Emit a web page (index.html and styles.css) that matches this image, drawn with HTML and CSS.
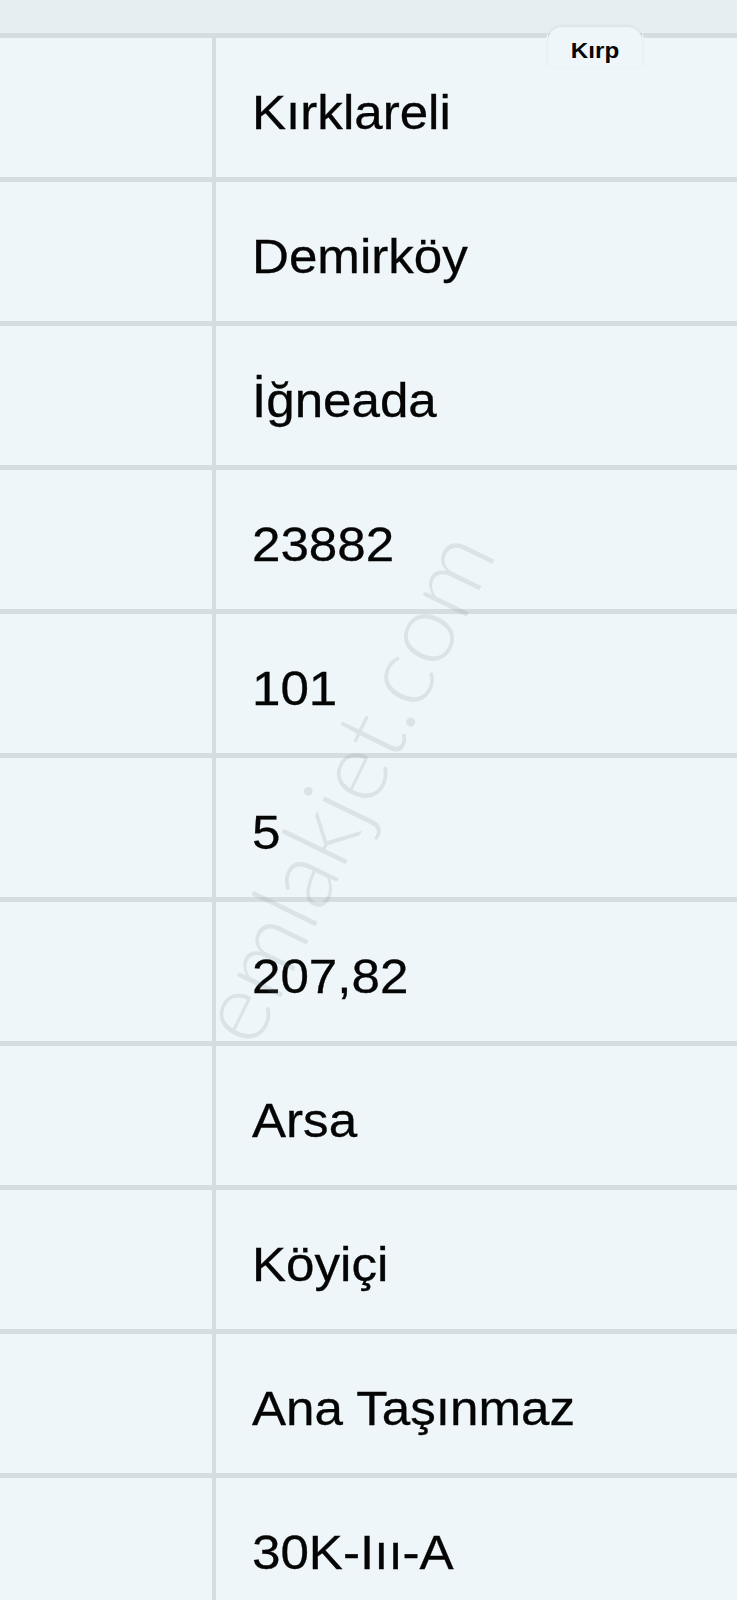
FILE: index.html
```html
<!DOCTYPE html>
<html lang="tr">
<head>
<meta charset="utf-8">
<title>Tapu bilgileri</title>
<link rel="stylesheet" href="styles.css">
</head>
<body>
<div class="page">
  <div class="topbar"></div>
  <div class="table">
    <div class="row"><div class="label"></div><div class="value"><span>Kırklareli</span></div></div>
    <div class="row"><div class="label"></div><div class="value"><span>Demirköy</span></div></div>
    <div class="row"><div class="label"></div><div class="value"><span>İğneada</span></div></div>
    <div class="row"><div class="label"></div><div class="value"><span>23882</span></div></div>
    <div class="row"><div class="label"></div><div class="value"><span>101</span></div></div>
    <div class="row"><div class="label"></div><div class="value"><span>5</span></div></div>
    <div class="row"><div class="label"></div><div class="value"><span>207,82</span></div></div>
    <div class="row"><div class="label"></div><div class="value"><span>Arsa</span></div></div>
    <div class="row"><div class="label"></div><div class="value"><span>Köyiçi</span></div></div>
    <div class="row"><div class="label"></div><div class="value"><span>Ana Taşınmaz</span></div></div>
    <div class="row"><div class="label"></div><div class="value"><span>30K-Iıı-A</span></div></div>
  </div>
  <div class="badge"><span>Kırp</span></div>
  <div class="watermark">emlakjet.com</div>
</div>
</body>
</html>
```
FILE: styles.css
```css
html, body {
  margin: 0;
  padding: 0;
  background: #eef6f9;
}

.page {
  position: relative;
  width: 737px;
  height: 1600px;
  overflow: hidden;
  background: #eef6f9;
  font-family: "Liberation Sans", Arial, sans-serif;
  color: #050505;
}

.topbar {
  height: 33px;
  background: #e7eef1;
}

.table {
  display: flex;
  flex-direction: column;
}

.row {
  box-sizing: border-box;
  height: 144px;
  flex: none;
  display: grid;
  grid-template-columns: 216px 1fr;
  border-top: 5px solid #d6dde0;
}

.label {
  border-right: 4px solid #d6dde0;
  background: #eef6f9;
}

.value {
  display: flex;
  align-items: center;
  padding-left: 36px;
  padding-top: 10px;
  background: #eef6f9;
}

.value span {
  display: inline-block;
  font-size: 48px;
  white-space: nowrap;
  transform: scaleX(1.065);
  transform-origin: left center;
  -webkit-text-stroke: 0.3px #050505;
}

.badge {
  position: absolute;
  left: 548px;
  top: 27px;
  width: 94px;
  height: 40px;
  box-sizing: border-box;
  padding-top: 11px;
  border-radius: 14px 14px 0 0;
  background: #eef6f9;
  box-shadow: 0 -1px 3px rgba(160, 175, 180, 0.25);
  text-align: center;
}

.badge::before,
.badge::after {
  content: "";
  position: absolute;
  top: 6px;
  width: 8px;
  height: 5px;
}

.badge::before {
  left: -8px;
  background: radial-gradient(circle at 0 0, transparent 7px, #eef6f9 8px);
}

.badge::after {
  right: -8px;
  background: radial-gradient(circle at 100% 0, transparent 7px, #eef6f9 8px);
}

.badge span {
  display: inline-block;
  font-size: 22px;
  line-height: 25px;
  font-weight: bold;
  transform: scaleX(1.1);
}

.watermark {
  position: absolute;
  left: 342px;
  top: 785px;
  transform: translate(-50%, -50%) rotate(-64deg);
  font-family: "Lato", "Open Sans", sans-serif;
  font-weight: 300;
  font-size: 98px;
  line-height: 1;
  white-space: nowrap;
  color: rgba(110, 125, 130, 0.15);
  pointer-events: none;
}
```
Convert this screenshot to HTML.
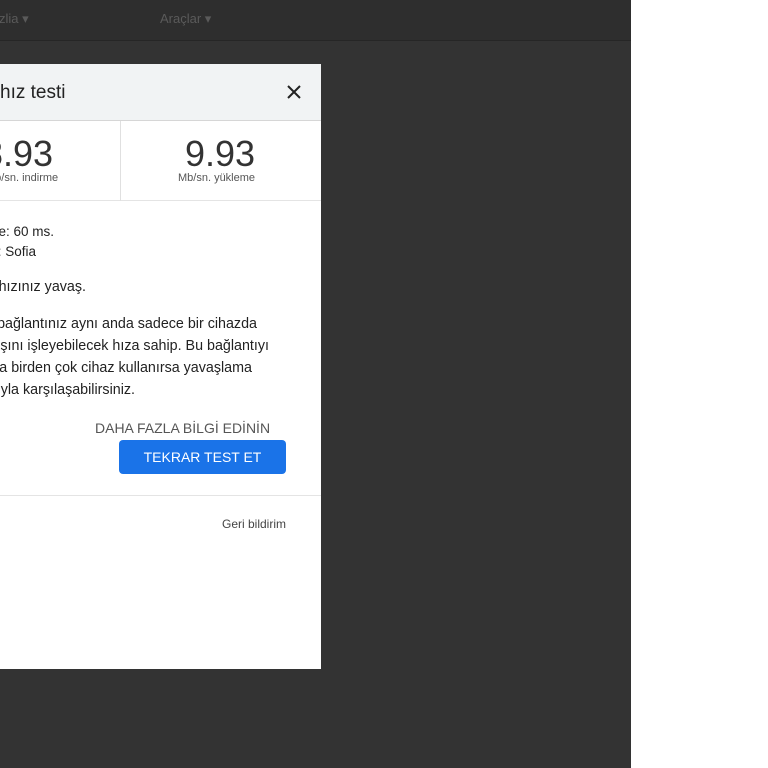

####################

= WHAT THIS TASK INVOLVES =
Copy out all the records exactly, excluding pictures.

= WRITTEN ANSWER =
Emit a web page (index.html and styles.css) that matches this image, drawn with HTML and CSS.
FILE: index.html
```html
<!DOCTYPE html>
<html lang="tr">
<head>
<meta charset="utf-8">
<title>Tapu bilgileri</title>
<link rel="stylesheet" href="styles.css">
</head>
<body>
<div class="page">
  <div class="topbar"></div>
  <div class="table">
    <div class="row"><div class="label"></div><div class="value"><span>Kırklareli</span></div></div>
    <div class="row"><div class="label"></div><div class="value"><span>Demirköy</span></div></div>
    <div class="row"><div class="label"></div><div class="value"><span>İğneada</span></div></div>
    <div class="row"><div class="label"></div><div class="value"><span>23882</span></div></div>
    <div class="row"><div class="label"></div><div class="value"><span>101</span></div></div>
    <div class="row"><div class="label"></div><div class="value"><span>5</span></div></div>
    <div class="row"><div class="label"></div><div class="value"><span>207,82</span></div></div>
    <div class="row"><div class="label"></div><div class="value"><span>Arsa</span></div></div>
    <div class="row"><div class="label"></div><div class="value"><span>Köyiçi</span></div></div>
    <div class="row"><div class="label"></div><div class="value"><span>Ana Taşınmaz</span></div></div>
    <div class="row"><div class="label"></div><div class="value"><span>30K-Iıı-A</span></div></div>
  </div>
  <div class="badge"><span>Kırp</span></div>
  <div class="watermark">emlakjet.com</div>
</div>
</body>
</html>
```
FILE: styles.css
```css
html, body {
  margin: 0;
  padding: 0;
  background: #eef6f9;
}

.page {
  position: relative;
  width: 737px;
  height: 1600px;
  overflow: hidden;
  background: #eef6f9;
  font-family: "Liberation Sans", Arial, sans-serif;
  color: #050505;
}

.topbar {
  height: 33px;
  background: #e7eef1;
}

.table {
  display: flex;
  flex-direction: column;
}

.row {
  box-sizing: border-box;
  height: 144px;
  flex: none;
  display: grid;
  grid-template-columns: 216px 1fr;
  border-top: 5px solid #d6dde0;
}

.label {
  border-right: 4px solid #d6dde0;
  background: #eef6f9;
}

.value {
  display: flex;
  align-items: center;
  padding-left: 36px;
  padding-top: 10px;
  background: #eef6f9;
}

.value span {
  display: inline-block;
  font-size: 48px;
  white-space: nowrap;
  transform: scaleX(1.065);
  transform-origin: left center;
  -webkit-text-stroke: 0.3px #050505;
}

.badge {
  position: absolute;
  left: 548px;
  top: 27px;
  width: 94px;
  height: 40px;
  box-sizing: border-box;
  padding-top: 11px;
  border-radius: 14px 14px 0 0;
  background: #eef6f9;
  box-shadow: 0 -1px 3px rgba(160, 175, 180, 0.25);
  text-align: center;
}

.badge::before,
.badge::after {
  content: "";
  position: absolute;
  top: 6px;
  width: 8px;
  height: 5px;
}

.badge::before {
  left: -8px;
  background: radial-gradient(circle at 0 0, transparent 7px, #eef6f9 8px);
}

.badge::after {
  right: -8px;
  background: radial-gradient(circle at 100% 0, transparent 7px, #eef6f9 8px);
}

.badge span {
  display: inline-block;
  font-size: 22px;
  line-height: 25px;
  font-weight: bold;
  transform: scaleX(1.1);
}

.watermark {
  position: absolute;
  left: 342px;
  top: 785px;
  transform: translate(-50%, -50%) rotate(-64deg);
  font-family: "Lato", "Open Sans", sans-serif;
  font-weight: 300;
  font-size: 98px;
  line-height: 1;
  white-space: nowrap;
  color: rgba(110, 125, 130, 0.15);
  pointer-events: none;
}
```
Convert this screenshot to HTML.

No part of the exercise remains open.